▸ **DATA SECTION**:
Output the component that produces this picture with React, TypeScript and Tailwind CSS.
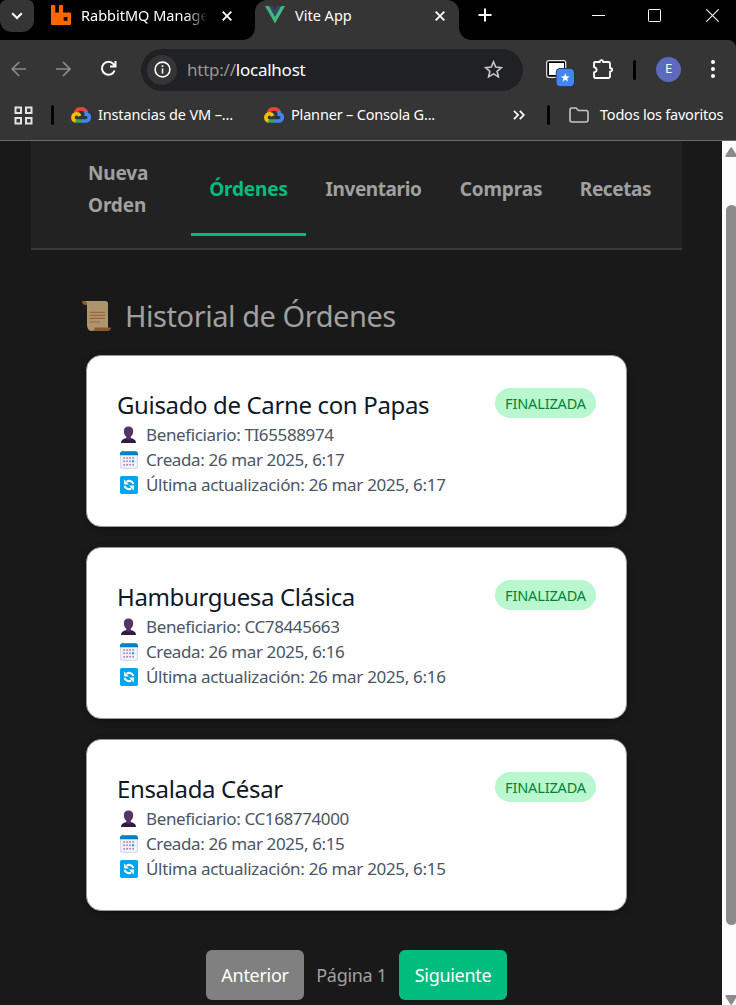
import React from 'react';

const CloudLogo = () => (
  <svg width="20" height="17" viewBox="0 0 20 17" fill="none" strokeWidth="3.6" className="shrink-0">
    <path d="M4.2 6.2C5.2 3.4 7.4 1.9 10 1.9c2.400 0 4.300 1.200 5.300 3.300" stroke="#ea4335" />
    <path d="M14.400 4.200c.8 1 .9 1.900.9 3 1.900.1 3 1.400 3 3.300 0 2-1.500 3.500-3.500 3.500H10" stroke="#4285f4" />
    <path d="M10.300 14H5.500c-.8 0-1.500-.2-2.100-.6" stroke="#34a853" />
    <path d="M4.400 14.100C2.700 13.300 1.900 12.200 1.900 10.400c0-2.100 1.500-3.700 3.600-3.700 1.700 0 2.700.8 3.300 2.300" stroke="#fbbc05" />
  </svg>
);

const Person = () => (
  <svg width="18" height="18" viewBox="0 0 18 18" className="shrink-0">
    <path d="M1 17c0-3 2-4.300 5-4.800h5c3 .5 5 1.800 5 4.800z" fill="#321b41" />
    <path d="M6.300 10h4.400v3c-1 1.300-3.400 1.300-4.400 0z" fill="#4b2d5e" />
    <path d="M8.500.6c3 0 4.700 1.800 4.700 4.500 0 3.200-1.900 6.600-4.700 6.600S3.800 8.300 3.800 5.100C3.800 2.400 5.500.6 8.500.6z" fill="#533566" />
  </svg>
);

const Calendar = () => (
  <svg width="18" height="18" viewBox="0 0 18 18" className="shrink-0">
    <rect x=".4" y=".4" width="17.200" height="17.200" rx="2.500" fill="#f3eef8" stroke="#d3c9da" strokeWidth=".8" />
    <path d="M0 4.200V2.800A2.600 2.600 0 0 1 2.600.2h12.800A2.600 2.600 0 0 1 18 2.800v1.400z" fill="#0082c8" />
    <g fill="#93869f">
      <path d="M6.300 6.200h1.600v1.600H6.300zM9.300 6.200h1.600v1.600H9.300zM12.300 6.200h1.600v1.600h-1.600zM3.300 9.500h1.600v1.600H3.300zM6.300 9.500h1.600v1.600H6.300zM9.300 9.500h1.600v1.600H9.300zM3.300 12.900h1.600v1.600H3.300zM6.300 12.900h1.600v1.600H6.300zM9.300 12.900h1.600v1.600H9.300zM12.300 12.900h1.600v1.600h-1.600z" />
      <path d="M3.300 6.200h1.600v1.600H3.300z" />
    </g>
    <path d="M12.100 9.300H14v2h-1.900z" fill="#0094e0" />
  </svg>
);

const Refresh = () => (
  <svg width="18" height="18" viewBox="0 0 18 18" className="shrink-0">
    <rect width="18" height="18" rx="1.800" fill="#00a6ed" />
    <path d="M13.300 8.200C12.900 5.200 9.300 3.900 6.700 5.700M4.700 9.800c.4 3 4 4.300 6.600 2.500" fill="none" stroke="#fff" strokeWidth="2.100" />
    <path d="M4 3.400v5h5zM14 14.600v-5H9z" fill="#fff" />
  </svg>
);

const Scroll = () => (
  <svg width="31" height="32" viewBox="0 0 31 32" className="shrink-0">
    <path d="M1 1h6v4H4.500C2.500 5 1 3.400 1 1z" fill="#8f5a2b" />
    <path d="M4 1h20.500C26 1 27 2 27 3.500V28H10c-2.500 0-4-1.500-4-4V4.500C6 2.500 5.500 1.500 4 1z" fill="#ad956f" />
    <path d="M6 24c0 4 1.500 7 4.500 7h14l2-3H13" fill="#ad956f" />
    <path d="M13.500 27.500H30c0 2-1.500 3.500-3.500 3.500H10.500c2 0 3-1 3-3.500z" fill="#8f5a2b" />
    <path d="M9 12.400h15M9 15.400h15M9 18.400h15M9 22h10" stroke="#97683c" strokeWidth="1.200" />
  </svg>
);

const orders = [
  { name: 'Guisado de Carne con Papas', id: 'TI65588974', time: '26 mar 2025, 6:17' },
  { name: 'Hamburguesa Clásica', id: 'CC78445663', time: '26 mar 2025, 6:16' },
  { name: 'Ensalada César', id: 'CC168774000', time: '26 mar 2025, 6:15' },
];

function OrderCard({ name, id, time }: { name: string; id: string; time: string }) {
  return (
    <article className="flex h-[172px] items-start justify-between rounded-[15px] border border-[#999] bg-white p-[30px] text-[#4a5565] shadow-[0_2px_6px_rgba(0,0,0,0.3)]">
      <div className="whitespace-nowrap text-[17px] leading-[25px] tracking-[-0.38px]">
        <h2 className="h-[36px] text-[24px] leading-[37px] tracking-[-0.36px] text-[#101828]">{name}</h2>
        <p className="flex items-center gap-[8px] pl-[3px]"><Person /><span>Beneficiario: {id}</span></p>
        <p className="flex items-center gap-[8px] pl-[3px]"><Calendar /><span>Creada: {time}</span></p>
        <p className="flex items-center gap-[8px] pl-[3px] tracking-[-0.32px]"><Refresh /><span>Última actualización: {time}</span></p>
      </div>
      <span className="mt-[2px] flex h-[30px] w-[101px] items-center justify-center rounded-full bg-[#b9f8cf] pt-px text-[14.500px] tracking-[-0.15px] text-[#008236]">FINALIZADA</span>
    </article>
  );
}

function TabStrip() {
  return (
    <div className="flex h-[40px] bg-black text-[14.500px] text-white">
      <div className="flex h-[32px] w-[34px] items-center justify-center rounded-b-[12px] rounded-t-[6px] bg-[#353535]">
        <svg width="12" height="8" viewBox="0 0 12 8" fill="none" stroke="#fff" strokeWidth="2"><path d="M1.200 1.200L6 6l4.800-4.800" /></svg>
      </div>
      <div className="flex h-[31px] w-[208px] items-center pl-[17px]">
        <svg width="20" height="20" viewBox="0 0 20 20" fill="#f60" className="mb-px shrink-0">
          <path fillRule="evenodd" d="M.8 0h2.700c.5 0 .8.300.8.800V7.500h3.600V.8c0-.5.3-.8.8-.8h2.500c.5 0 .8.300.8.800V7.500h7.200c.5 0 .8.300.8.800v10.900c0 .5-.3.800-.8.800H.8c-.5 0-.8-.3-.8-.8V.8C0 .3.300 0 .8 0zm11.900 12v3.700h3.700V12z" />
        </svg>
        <span className="ml-[10px] w-[127px] shrink-0 overflow-hidden whitespace-nowrap [mask-image:linear-gradient(to_right,black_82%,transparent)]">RabbitMQ Manage</span>
        <svg width="10" height="10" viewBox="0 0 10 10" stroke="#fff" strokeWidth="1.900" className="ml-[14px] shrink-0"><path d="M.7.7l8.600 8.600M9.300.7L.7 9.300" /></svg>
      </div>
      <svg width="13" height="40" viewBox="0 0 13 40" className="shrink-0"><path d="M13 0v27c0 7-5 13-13 13h13z" fill="#353535" /></svg>
      <div className="flex h-[40px] w-[204px] items-center rounded-t-[12px] bg-[#353535] pb-[9px] pl-[10px]">
        <svg width="20" height="18" viewBox="0 0 20 18" className="mb-px shrink-0"><path d="M0 0h4l6 10.500L16 0h4L10 17.500z" fill="#41b883" /><path d="M4 0h3.700L10 4l2.300-4H16l-6 10.500z" fill="#35495e" /></svg>
        <span className="ml-[10px] w-[130px]">Vite App</span>
        <svg width="10" height="10" viewBox="0 0 10 10" stroke="#fff" strokeWidth="1.900" className="ml-[10px] shrink-0"><path d="M.7.7l8.600 8.600M9.300.7L.7 9.300" /></svg>
      </div>
      <svg width="13" height="40" viewBox="0 0 13 40" className="shrink-0"><path d="M0 0v27c0 7 5 13 13 13H0z" fill="#353535" /></svg>
      <svg width="14" height="30" viewBox="0 0 14 30" stroke="#fff" strokeWidth="2" className="ml-[6px] shrink-0"><path d="M.5 15h13M7 8.500v13" /></svg>
      <svg width="13" height="31" viewBox="0 0 13 31" stroke="#fff" className="ml-[100px] shrink-0"><path d="M0 15.500h13" /></svg>
      <svg width="13" height="31" viewBox="0 0 13 31" fill="none" stroke="#fff" className="ml-[43px] shrink-0"><rect x=".5" y="9.500" width="12" height="12" rx=".8" /></svg>
      <svg width="13" height="31" viewBox="0 0 13 31" stroke="#fff" strokeWidth="1.200" className="ml-[45px] shrink-0"><path d="M.3 9.300l12.400 12.400M12.700 9.300L.3 21.700" /></svg>
    </div>
  );
}

function Toolbar() {
  return (
    <div className="bg-black">
      <div className="flex h-[59px] items-center rounded-tr-[8px] bg-[#353535] pl-[11px]">
        <svg width="16" height="16" viewBox="0 0 16 16" fill="none" stroke="#8b8b8b" strokeWidth="1.700" className="mb-[2px]"><path d="M15 8H1.200M8.200 1L1.200 8l7 7" /></svg>
        <svg width="16" height="16" viewBox="0 0 16 16" fill="none" stroke="#8b8b8b" strokeWidth="1.700" className="mb-[2px] ml-[28px]"><path d="M1 8h14M8 1l7 7-7 7" /></svg>
        <svg width="17" height="17" viewBox="0 0 17 17" fill="none" stroke="#fff" strokeWidth="2" className="mb-[2px] ml-[29px]"><path d="M14.600 10.500A6.500 6.500 0 1 1 13.500 4.200L15 5.800M15.500 1v5.500H10" /></svg>
        <div className="ml-[24px] flex h-[42px] w-[382px] items-center rounded-full bg-[#202124] pl-[6px] pr-[20px]">
          <div className="flex size-[30px] items-center justify-center rounded-full bg-[#353535]">
            <svg width="17" height="17" viewBox="0 0 17 17" fill="none" stroke="#fff" strokeWidth="1.600"><circle cx="8.500" cy="8.500" r="7.400" /><path d="M8.500 7.500v5M8.500 4.300v1.800" /></svg>
          </div>
          <span className="ml-[10px] text-[17px] tracking-[-0.24px] text-white"><span className="text-[#969696]">http://</span>localhost</span>
          <svg width="19" height="19" viewBox="0 0 19 19" fill="none" stroke="#c7c7c7" strokeWidth="1.600" className="mb-px ml-auto"><path d="M9.500 1.800l2.200 5.300 5.700.5-4.300 3.700 1.300 5.600-4.900-3-4.900 3 1.300-5.600-4.300-3.700 5.700-.5z" /></svg>
        </div>
        <svg width="30" height="28" viewBox="0 0 30 28" className="ml-[22px] mt-[7px]">
          <rect x="1.700" y="1.700" width="19" height="16.600" rx="2" fill="#000" stroke="#e8e8e8" strokeWidth="1.200" />
          <path d="M4 4h15v6h-7v6H4z" fill="#fff" />
          <rect x="10.800" y="9" width="18.900" height="18.900" rx="4.500" fill="#2a2a2a" />
          <rect x="11.500" y="9.700" width="17.500" height="17.600" rx="4" fill="#4285f4" />
          <path d="M20.300 14.200l1.200 3 3.200.2-2.500 2 .8 3.100-2.700-1.700-2.700 1.700.8-3.100-2.500-2 3.200-.2z" fill="#fff" />
        </svg>
        <svg width="22" height="22" viewBox="0 0 22 22" fill="none" stroke="#fff" strokeWidth="1.800" className="mb-[2px] ml-[17px]">
          <path d="M3 4h4.700c.2-2.600 3.300-2.600 3.500 0H16.500q1.500 0 1.500 1.500V10c2.800.2 2.800 3.500 0 3.700V18.500q0 1.500-1.500 1.500H3.500Q2 20 2 18.500v-4c3.500-.7 3.500-4.700 0-5.400V5Q2 4 3 4z" />
        </svg>
        <div className="ml-[19px] h-[20px] w-[3px] rounded-full bg-black" />
        <div className="mb-px ml-[20px] flex size-[25px] items-center justify-center rounded-full bg-[#5c6bc0] text-[13px] text-white">E</div>
        <svg width="6" height="20" viewBox="0 0 6 20" fill="#fff" className="mb-px ml-[29px]"><circle cx="3" cy="3" r="2" /><circle cx="3" cy="10" r="2" /><circle cx="3" cy="17" r="2" /></svg>
      </div>
    </div>
  );
}

function Bookmarks() {
  return (
    <div className="flex h-[42px] items-center whitespace-nowrap border-b border-[#6b6b6b] bg-[#353535] pb-[9px] text-[14.500px] tracking-[-0.15px] text-white">
      <svg width="19" height="19" viewBox="0 0 19 19" fill="none" stroke="#e3e3e3" strokeWidth="2" className="ml-[14px]"><path d="M1.500 1.500H7V7H1.500zM12 1.500h5.500V7H12zM1.500 12H7v5.500H1.500zM12 12h5.500v5.500H12z" /></svg>
      <div className="ml-[18px] h-[20px] w-[3px] rounded-full bg-black" />
      <div className="ml-[17px] flex w-[193px] items-center gap-[7px]"><CloudLogo /><span>Instancias de VM –...</span></div>
      <div className="flex w-[249px] items-center gap-[7px]"><CloudLogo /><span className="tracking-[-0.18px]">Planner – Consola G...</span></div>
      <svg width="12" height="10" viewBox="0 0 12 10" fill="none" stroke="#fff" strokeWidth="1.800"><path d="M1 .8L5 5 1 9.200M6.800.8l4 4.200-4 4.200" /></svg>
      <div className="ml-[22px] h-[20px] w-[3px] rounded-full bg-black" />
      <svg width="20" height="16" viewBox="0 0 20 16" fill="none" stroke="#c7c7c7" strokeWidth="1.600" className="ml-[19px]"><path d="M1 13V3q0-2 2-2h4l2.500 2.500H17q2 0 2 2V13q0 2-2 2H3q-2 0-2-2z" /></svg>
      <span className="ml-[11px] tracking-[-0.22px]">Todos los favoritos</span>
    </div>
  );
}

export default function App() {
  return (
    <div className="flex h-[1005px] w-[736px] flex-col overflow-hidden bg-[#191919] font-['Noto_Sans',sans-serif]">
      <header>
        <TabStrip />
        <Toolbar />
        <Bookmarks />
      </header>
      <div className="flex min-h-0 flex-1">
        <main className="w-[722px] text-[#a0a0a0]">
          <nav className="ml-[31px] flex h-[109px] w-[651px] border-b-2 border-[#3a3a3a] bg-[#222] pl-[38px] text-[19px] font-bold leading-[32px] tracking-[-0.15px]">
            <a className="flex h-[95px] w-[122px] items-center border-b-3 border-transparent pl-[19px] pt-[4px]"><span className="w-[70px]">Nueva Orden</span></a>
            <a className="flex h-[95px] w-[115px] items-center justify-center border-b-3 border-[#00bd7e] pt-[4px] text-[#00bd7e]">Órdenes</a>
            <a className="flex h-[95px] w-[135px] items-center justify-center pt-[1px] tracking-[-0.42px]">Inventario</a>
            <a className="flex h-[95px] w-[120px] items-center justify-center pt-[1px]">Compras</a>
            <a className="flex h-[95px] w-[109px] items-center justify-center pt-[1px] tracking-[-0.4px]">Recetas</a>
          </nav>
          <h1 className="ml-[81px] mt-[46px] flex h-[40px] items-center gap-[13px] whitespace-nowrap text-[29px] leading-[40px] tracking-[-0.45px]"><Scroll /><span>Historial de Órdenes</span></h1>
          <div className="ml-[86px] mt-[19px] flex w-[541px] flex-col gap-[20px]">
            {orders.map((o) => <OrderCard key={o.id} {...o} />)}
          </div>
          <div className="ml-[206px] mt-[39px] flex h-[50px] text-[18px] tracking-[-0.3px]">
            <button className="w-[98px] rounded-[6px] bg-[#808080] text-white">Anterior</button>
            <span className="flex w-[95px] items-center justify-center">Página 1</span>
            <button className="w-[108px] rounded-[6px] bg-[#00bd7e] text-white">Siguiente</button>
          </div>
        </main>
        <aside className="flex w-[14px] flex-col overflow-hidden bg-[#fcfcfc] pl-[3px]">
          <svg width="13" height="10" viewBox="0 0 13 10" fill="#8b8b8b" className="mt-[6px] shrink-0"><path d="M5.300.8q.9-1.200 1.800 0l4.700 7.400q.8 1.800-.8 1.800H1.500Q0 10 .6 8.200z" /></svg>
          <div className="ml-[1px] mt-[48px] h-[720px] w-[11px] shrink-0 rounded-full bg-[#8b8b8b]" />
          <svg width="13" height="10" viewBox="0 0 13 10" fill="#8b8b8b" className="mt-[70px] shrink-0"><path d="M5.300 9.200q.9 1.200 1.800 0l4.700-7.400Q12.600 0 11 0H1.500Q0 0 .6 1.800z" /></svg>
        </aside>
      </div>
    </div>
  );
}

▸ **TASK REQUIREMENTS**: Please restate the material above line by line, exactly, beginning at its first line and ending with the line that contains "import React from 'react';", without any pictures.

▸ **FINAL ANSWER**:
Output the component that produces this picture with React, TypeScript and Tailwind CSS.
import React from 'react';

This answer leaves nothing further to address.